Whenever I give talks to children about my books they always ask who inspired me to be a writer. I don’t really think anyone did. I was playing complicated imaginary games inside my head before I could read, and as soon as I could write I filled many Woolworths notebooks with my wobbly printing. But if pressed, I say that E. Nesbit might well have been an inspiration. I loved her books as a child and treasured a biography about her when I was struggling to earn my living as a writer. It was a relief to know that she too had to resort to writing little magazine stories while nursing a crying baby at the start of her career. I admired her short hair, her Liberty dresses and her many silver bangles too, and her habit of having buns for tea every time she sold a story. A later, longer Nesbit biography informed me that Edith also had affairs with much younger men, lost her temper in spectacular fashion, and adopted a queenly manner, so I’m trying hard not to copy her too slavishly.

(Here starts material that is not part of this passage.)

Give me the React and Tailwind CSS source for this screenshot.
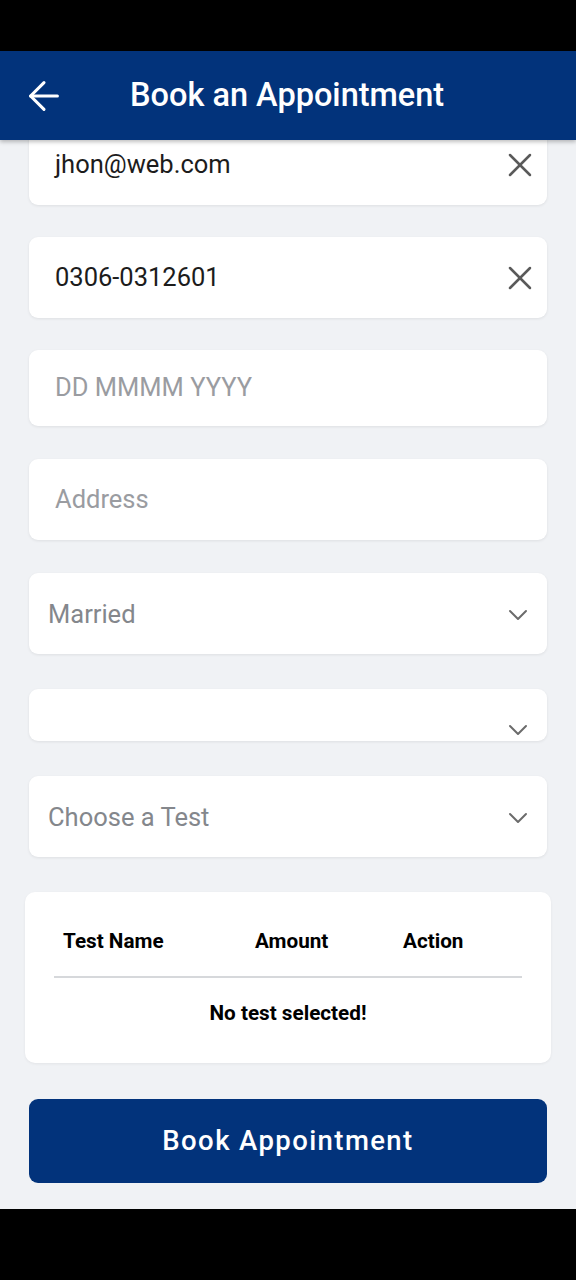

I’m lucky to live in the Sussex countryside, and love my village. We’ve entered into village life with enthusiasm. My partner was transfixed with joy when awarded two Firsts for her dahlias at the horticulturist society flower show, and our rescue terrier Jackson won the waggiest tail contest in the dog show. He loves it here too, as well he might. The pubs and tea shops welcome him and have been known to serve him a sausage on the house. We take him for many walks in the fields, up the hills and along by the river, but he particularly appreciates a trot along the esplanade at the nearby seaside. Two very elderly ladies take up their position on the same bench every day. When Jackson approaches, one delves in her bag and brings out a canister marked ‘Dog’. Jackson quivers with excitement, looks pleading, and is rewarded with a treat. Several, in fact. The ladies tell us he will only be allowed three in all — but neither they, nor Jackson, seem to be able to count. Perhaps when they are long departed and Trish and I are ancient we will take over their bench and become the community dog whisperers.
Last week, this week and next week too I am leading an itinerant life, travelling to various venues and staying overnight in hotels. I seem to have become pathetically frail now I’m old, unable to hoik heavy suitcases around. I feel like one of those Victorian china dolls in need of restringing — my inner elastics seem in danger of snapping, leaving limbs dangling uselessly and head lolling. I’m forced to travel with a very small overnight bag, which means I have a big problem. It’s not clothes. I generally go for one outfit on and the other packed in the bag, protected by bubble wrap which stops it getting crumpled, and if necessary I do some furtive laundering in the hotel bathroom. It’s books that are the bother. I hate the idea of reading electronically. I have to squint at a screen whenever I write. I need to hold a real book to relax and always pack at least two. I’m dying to read The Collected Letters of Shirley Jackson and The Turning Point by Robert Douglas-Fairhurst, but they both weigh a ton. Luckily, Clare Chambers’s early novels have just been republished in paperback and tuck easily into my bag, so they’ll be entertaining substitutes.
I’m trying to listen to classical music as I flit around, as I’m doing a concert with the BBC Symphony Orchestra at the Barbican this month. I shall be doing readings from various books accompanied by marvellous musical pieces that echo and illustrate the text. The aim is to introduce children to the delights of classical music — and I’m certainly learning a lot too. While I’m rehearsing in London, I hope to find time to revisit the fabulous Paula Rego exhibition at Tate Britain. It shows the power and pain of her amazing work, and you stagger out awestruck. I was lucky enough to be invited to her studio once. It was like stepping into one of her paintings. She was delightful, very funny and mischievous. It had been suggested that we might somehow collaborate together (I’m truly not making this up). ‘Ah yes, I like the idea,’ she said, eyes gleaming. ‘Let us do a work about incest!’ My books occasionally deal with gritty subjects, but sadly I thought that was a step too far.